Since 1956, the proportion of crafts businesses employing craftsmen in Western Germany which are bound by collective agreements has drastically decreased to only about 30 percent in total; this number rises to over 40 percent in the plumbing, heating and ventilation crafts as well as among automotive mechanics, roofers, house painters and decorators, and electricians; only about 40 percent of all crafts businesses across Germany are now subject to a collective agreement, and only about 54 percent of all craftspeople employed, which means that half of the German craft sector is not covered by any such agreement.

The crisis surrounding collective bargaining coverage of employers in the craft sector correlates with low trade union membership in the sector.

The level of marginal employment is above average among building cleaners and hairdressers, while below average in other crafts. Individual self-employment has risen dramatically in the craft sector, and it can be assumed that combined business models utilising illegal employment are at least part of the cause.

Since most of the minimum wages in the craft sector and the average wages actually paid to craftspeople are too low to entitle them to pensions that exceed the basic provisions, or even the poverty line, the employment system within the German craft sector by and large cannot be deemed to provide sufficient protection against old-age poverty.

Taking into consideration the previously mentioned findings regarding precarity, large parts of the German craft sector can be classified as precarious.

Examination of the hypothesis that occupational training in the German craft sector is experiencing a crisis has yielded the following results:

Compared to occupational training in the industrial and commercial sectors as well as higher education, occupational training in the craft sector has suffered a considerable drop in apprenticeship enrolment and thus lost a great deal of its appeal and perceived significance.

While occupational training has stabilised at a low level of enrolment in certain crafts such as plumbing, heating and ventilation, roofing, and house painting and decorating, the crisis continues to worsen among hairdressers, bakers, butchers, building cleaners, masons and stone sculptors, among other crafts.

The rate of drop-out in the craft sector is very high compared to other sectors, indicating considerable deficits in quality within the system of occupational training for young craftspeople.

Combined with the tenuous transitions from occupational training to the employment system within the craft sector, marked tendencies toward dequalification in this sector are also apparent.

The fact that the proportion of semi-skilled and unskilled workers in crafts such as scaffolding construction in Western Germany is in fact increasing instead of decreasing despite the general trend toward higher qualifications is also an indicator of the tendency toward dequalification within the sector.

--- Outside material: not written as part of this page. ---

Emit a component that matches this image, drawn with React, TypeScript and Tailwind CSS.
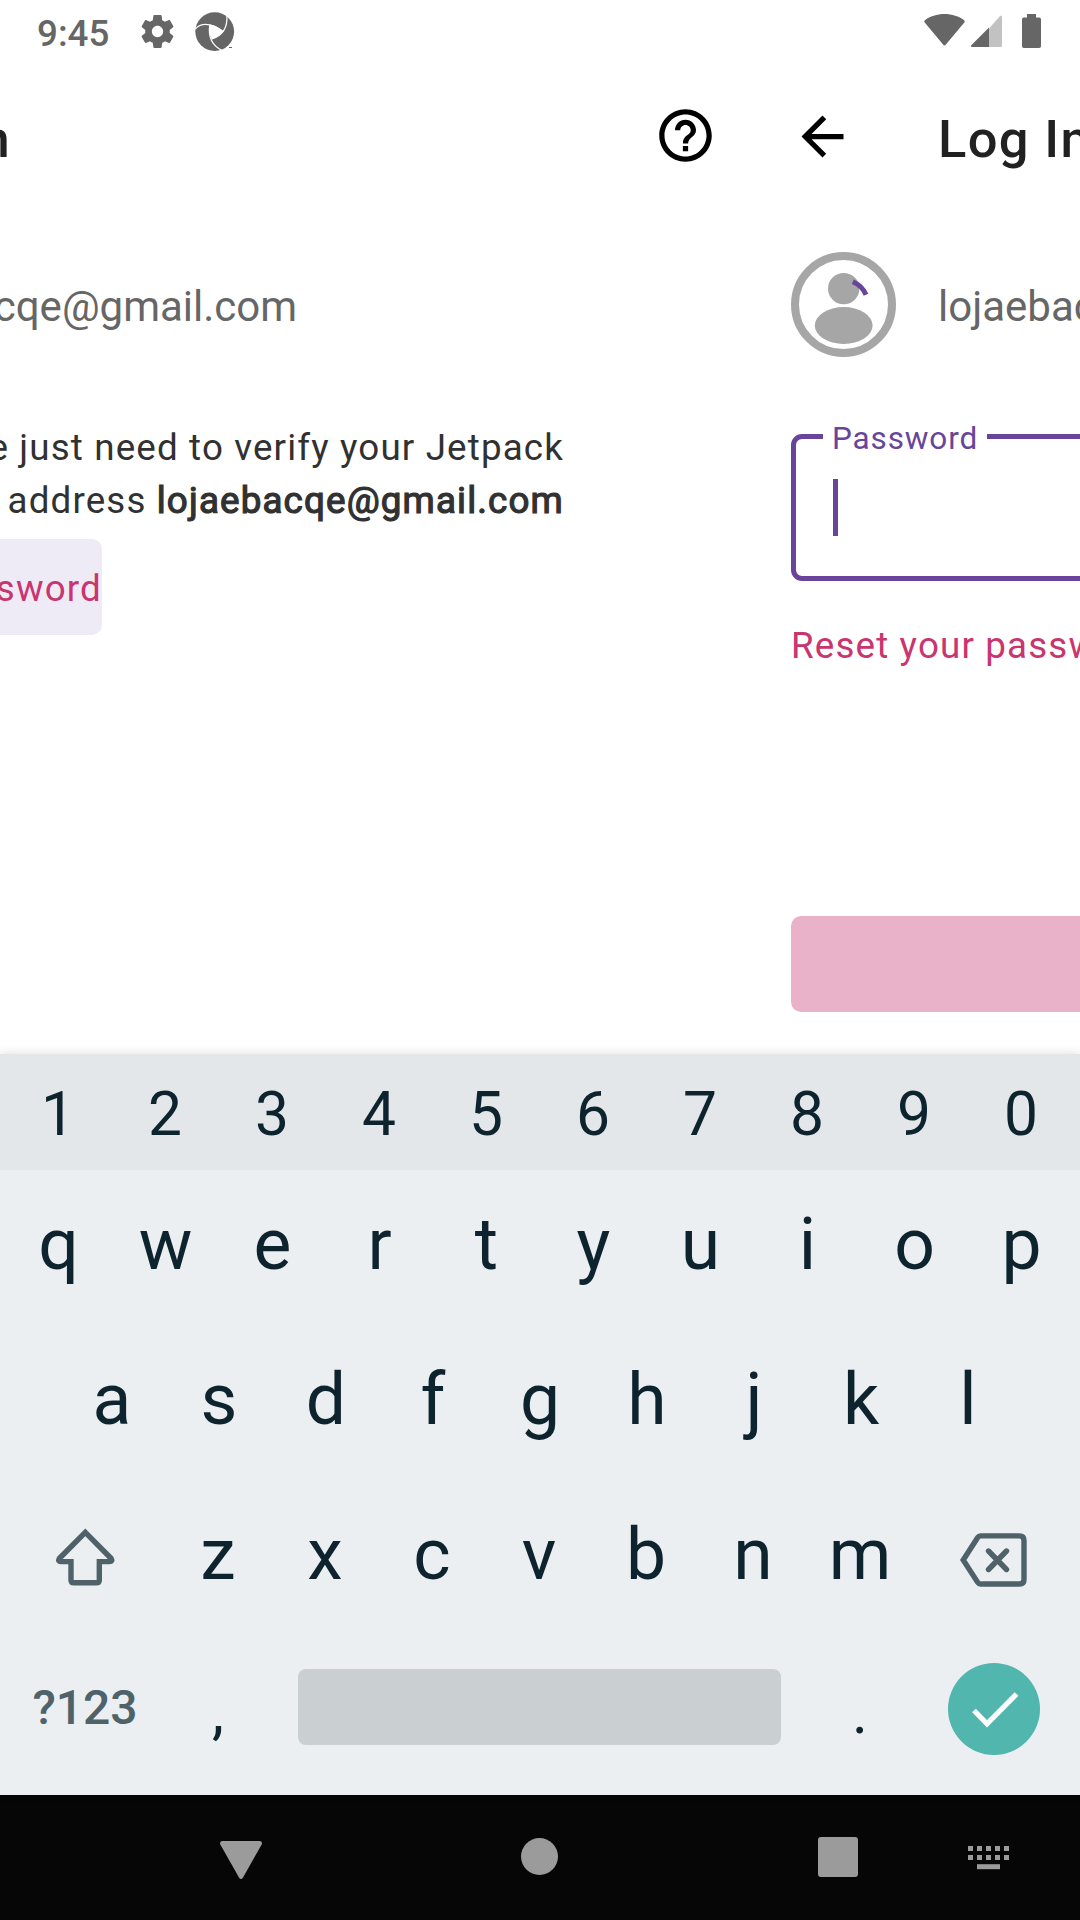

The stark drop in participation in master classes, even relative to overall employment in the craft sector, compared to the simultaneous stark increase in the significance of higher education in Germany is another manifestation of the tendency toward dequalification.

In summary, it can be determined that the occupational training of trade professionals is experiencing a crisis.

Examination of the hypothesis that the German craft sector is undergoing structural changes has yielded the following results:

The German craft sector is facing substantial, sometimes contradictory structural changes such as a shift toward multi-branch operations and industrialisation on the one hand and individual self-employment and freelance work on the other.

At the same time, digitalisation is putting all business models within the sector to the test and in some cases replacing them.

The structural changes mentioned are also closely interwoven with the growing precarity faced by craftspeople as well as the crisis affecting occupational training in the sector, and these factors may influence or exacerbate one another.